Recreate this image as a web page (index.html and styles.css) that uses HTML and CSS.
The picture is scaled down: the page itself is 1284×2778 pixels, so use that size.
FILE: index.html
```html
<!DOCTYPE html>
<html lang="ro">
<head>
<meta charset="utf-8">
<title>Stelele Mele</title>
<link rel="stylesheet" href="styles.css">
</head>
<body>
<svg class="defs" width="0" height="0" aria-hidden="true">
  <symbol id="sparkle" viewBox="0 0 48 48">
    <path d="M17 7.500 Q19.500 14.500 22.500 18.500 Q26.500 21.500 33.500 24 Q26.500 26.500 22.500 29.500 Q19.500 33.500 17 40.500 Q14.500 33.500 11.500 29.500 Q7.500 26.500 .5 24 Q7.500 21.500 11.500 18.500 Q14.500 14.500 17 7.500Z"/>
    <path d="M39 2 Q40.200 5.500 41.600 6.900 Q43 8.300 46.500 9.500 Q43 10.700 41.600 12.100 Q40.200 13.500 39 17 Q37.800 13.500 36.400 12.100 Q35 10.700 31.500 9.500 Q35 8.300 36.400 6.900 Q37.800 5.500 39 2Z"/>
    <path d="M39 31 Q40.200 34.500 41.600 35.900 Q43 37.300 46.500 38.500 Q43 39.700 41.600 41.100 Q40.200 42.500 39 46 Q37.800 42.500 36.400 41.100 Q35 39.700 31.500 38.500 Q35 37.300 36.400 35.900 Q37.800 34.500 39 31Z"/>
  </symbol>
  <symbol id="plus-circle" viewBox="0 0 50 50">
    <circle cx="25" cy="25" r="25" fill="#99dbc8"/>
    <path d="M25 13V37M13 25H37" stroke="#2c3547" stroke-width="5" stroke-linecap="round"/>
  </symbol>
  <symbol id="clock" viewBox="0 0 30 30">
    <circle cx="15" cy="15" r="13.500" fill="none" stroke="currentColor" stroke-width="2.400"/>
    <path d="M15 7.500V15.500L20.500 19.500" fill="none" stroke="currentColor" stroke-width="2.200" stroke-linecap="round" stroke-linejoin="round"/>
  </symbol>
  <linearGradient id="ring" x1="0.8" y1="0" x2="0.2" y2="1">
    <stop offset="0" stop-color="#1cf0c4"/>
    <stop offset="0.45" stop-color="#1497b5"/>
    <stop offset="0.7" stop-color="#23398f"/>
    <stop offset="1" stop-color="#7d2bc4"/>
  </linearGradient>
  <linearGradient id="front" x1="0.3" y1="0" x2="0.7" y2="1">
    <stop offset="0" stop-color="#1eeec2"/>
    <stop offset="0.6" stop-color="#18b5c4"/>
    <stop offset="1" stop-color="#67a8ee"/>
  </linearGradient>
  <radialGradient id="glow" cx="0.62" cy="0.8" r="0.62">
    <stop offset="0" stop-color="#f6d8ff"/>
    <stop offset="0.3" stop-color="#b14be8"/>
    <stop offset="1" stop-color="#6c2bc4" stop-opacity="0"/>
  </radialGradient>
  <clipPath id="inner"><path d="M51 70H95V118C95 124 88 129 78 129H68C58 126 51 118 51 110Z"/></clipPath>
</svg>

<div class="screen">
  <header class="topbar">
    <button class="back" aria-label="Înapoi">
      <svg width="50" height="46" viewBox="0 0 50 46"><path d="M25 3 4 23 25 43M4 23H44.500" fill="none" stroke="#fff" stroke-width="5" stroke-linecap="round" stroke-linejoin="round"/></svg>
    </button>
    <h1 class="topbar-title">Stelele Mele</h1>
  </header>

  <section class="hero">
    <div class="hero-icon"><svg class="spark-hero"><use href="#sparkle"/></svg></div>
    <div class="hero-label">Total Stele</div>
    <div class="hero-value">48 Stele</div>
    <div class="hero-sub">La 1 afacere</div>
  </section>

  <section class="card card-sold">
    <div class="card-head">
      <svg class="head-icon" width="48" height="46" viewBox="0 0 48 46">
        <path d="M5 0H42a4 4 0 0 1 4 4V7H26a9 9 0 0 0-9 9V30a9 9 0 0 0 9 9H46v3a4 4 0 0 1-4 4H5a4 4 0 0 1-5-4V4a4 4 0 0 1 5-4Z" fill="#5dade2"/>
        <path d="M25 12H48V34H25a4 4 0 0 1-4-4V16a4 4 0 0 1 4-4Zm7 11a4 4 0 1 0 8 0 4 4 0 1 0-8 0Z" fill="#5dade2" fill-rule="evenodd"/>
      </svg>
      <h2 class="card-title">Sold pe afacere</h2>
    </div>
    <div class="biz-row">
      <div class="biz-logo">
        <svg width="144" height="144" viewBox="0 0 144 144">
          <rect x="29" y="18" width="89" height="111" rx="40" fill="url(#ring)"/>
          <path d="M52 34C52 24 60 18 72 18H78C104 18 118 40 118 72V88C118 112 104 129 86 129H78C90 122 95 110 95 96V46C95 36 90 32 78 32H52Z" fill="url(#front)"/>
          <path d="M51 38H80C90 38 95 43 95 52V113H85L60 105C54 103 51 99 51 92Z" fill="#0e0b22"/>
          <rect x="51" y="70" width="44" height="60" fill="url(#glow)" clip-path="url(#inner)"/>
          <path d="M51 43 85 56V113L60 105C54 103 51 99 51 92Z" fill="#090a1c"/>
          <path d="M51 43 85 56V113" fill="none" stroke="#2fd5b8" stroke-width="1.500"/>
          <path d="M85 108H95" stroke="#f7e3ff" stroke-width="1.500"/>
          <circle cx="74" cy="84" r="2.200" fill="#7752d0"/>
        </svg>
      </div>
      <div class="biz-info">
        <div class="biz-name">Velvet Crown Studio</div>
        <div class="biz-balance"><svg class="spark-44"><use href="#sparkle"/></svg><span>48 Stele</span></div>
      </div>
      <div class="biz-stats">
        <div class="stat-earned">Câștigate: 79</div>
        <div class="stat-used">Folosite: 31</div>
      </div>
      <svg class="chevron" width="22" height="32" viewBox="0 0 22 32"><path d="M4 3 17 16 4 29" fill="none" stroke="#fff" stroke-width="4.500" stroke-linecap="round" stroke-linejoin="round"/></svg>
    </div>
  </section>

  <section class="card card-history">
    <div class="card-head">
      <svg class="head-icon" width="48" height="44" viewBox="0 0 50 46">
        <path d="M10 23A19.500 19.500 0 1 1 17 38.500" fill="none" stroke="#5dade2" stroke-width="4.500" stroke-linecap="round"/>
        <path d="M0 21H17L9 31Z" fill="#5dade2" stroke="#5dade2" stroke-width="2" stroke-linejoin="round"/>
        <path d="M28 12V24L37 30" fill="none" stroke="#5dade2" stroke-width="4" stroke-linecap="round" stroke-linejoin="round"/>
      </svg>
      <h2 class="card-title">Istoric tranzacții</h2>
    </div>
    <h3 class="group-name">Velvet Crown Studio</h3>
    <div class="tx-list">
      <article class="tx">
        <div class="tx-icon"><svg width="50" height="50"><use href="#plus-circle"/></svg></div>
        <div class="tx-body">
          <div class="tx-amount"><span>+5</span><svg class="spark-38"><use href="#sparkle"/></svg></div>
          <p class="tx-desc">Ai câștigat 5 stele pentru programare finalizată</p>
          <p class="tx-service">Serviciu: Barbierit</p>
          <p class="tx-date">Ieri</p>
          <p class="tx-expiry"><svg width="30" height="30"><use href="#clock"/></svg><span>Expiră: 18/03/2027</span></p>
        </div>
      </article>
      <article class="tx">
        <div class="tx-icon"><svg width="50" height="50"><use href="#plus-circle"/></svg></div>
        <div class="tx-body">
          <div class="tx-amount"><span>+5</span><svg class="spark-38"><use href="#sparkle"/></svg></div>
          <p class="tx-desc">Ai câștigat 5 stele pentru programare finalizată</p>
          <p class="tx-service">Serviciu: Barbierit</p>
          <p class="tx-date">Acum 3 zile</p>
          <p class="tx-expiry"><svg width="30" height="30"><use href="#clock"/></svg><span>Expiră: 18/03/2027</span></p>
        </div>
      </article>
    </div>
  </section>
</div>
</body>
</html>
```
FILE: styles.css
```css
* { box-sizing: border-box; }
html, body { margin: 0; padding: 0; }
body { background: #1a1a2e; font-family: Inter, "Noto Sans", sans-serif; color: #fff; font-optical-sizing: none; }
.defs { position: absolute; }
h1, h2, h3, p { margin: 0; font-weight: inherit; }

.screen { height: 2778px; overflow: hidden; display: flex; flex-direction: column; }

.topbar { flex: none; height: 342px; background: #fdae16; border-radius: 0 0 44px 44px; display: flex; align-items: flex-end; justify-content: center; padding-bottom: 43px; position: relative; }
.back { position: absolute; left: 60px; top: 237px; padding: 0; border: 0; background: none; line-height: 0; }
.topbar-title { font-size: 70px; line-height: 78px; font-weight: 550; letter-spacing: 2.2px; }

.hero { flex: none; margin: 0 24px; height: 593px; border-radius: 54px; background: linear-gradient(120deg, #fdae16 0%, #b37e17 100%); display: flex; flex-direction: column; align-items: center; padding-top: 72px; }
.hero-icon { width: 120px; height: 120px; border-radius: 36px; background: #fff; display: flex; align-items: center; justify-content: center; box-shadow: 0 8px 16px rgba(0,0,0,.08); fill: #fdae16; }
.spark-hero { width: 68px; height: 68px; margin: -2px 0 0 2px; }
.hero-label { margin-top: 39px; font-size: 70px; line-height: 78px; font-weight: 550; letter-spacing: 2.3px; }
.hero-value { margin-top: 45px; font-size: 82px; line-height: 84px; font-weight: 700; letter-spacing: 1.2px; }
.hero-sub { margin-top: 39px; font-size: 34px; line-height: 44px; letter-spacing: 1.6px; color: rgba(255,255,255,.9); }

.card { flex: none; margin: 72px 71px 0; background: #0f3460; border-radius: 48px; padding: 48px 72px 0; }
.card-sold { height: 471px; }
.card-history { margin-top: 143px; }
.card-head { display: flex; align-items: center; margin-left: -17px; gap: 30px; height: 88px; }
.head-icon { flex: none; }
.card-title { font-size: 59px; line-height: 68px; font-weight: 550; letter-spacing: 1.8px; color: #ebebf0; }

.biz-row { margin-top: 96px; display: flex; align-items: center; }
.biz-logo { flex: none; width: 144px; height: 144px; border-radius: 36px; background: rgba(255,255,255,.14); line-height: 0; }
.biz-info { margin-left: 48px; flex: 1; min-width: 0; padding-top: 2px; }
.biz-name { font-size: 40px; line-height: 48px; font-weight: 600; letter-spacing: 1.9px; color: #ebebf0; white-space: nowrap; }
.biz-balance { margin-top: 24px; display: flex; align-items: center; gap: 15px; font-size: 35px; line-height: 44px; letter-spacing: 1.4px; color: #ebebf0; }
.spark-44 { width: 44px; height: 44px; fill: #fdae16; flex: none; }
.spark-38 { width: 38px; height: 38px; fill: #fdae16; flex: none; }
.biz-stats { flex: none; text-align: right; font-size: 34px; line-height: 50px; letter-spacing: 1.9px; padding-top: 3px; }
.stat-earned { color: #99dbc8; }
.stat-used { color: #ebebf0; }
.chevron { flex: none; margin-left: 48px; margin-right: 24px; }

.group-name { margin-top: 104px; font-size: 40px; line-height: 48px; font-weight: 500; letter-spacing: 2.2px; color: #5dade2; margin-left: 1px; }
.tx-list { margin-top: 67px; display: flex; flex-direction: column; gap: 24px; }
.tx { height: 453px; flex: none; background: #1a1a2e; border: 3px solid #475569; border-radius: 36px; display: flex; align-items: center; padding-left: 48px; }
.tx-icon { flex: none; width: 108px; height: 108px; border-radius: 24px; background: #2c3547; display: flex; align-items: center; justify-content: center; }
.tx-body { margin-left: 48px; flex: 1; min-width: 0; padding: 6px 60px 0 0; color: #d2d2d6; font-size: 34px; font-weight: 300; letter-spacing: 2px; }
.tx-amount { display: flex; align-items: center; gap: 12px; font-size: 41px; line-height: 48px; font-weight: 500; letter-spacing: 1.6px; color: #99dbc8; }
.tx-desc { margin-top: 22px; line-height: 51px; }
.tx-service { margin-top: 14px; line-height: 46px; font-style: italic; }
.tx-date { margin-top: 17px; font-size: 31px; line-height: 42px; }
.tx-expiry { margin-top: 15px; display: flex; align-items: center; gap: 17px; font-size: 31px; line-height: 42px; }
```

•••••

▸ **GIVEN PROBLEM**: Determine how many lines in the listing above hold the word "that", answering with the number only.

▸ **THE COMPLETED TASK**: 2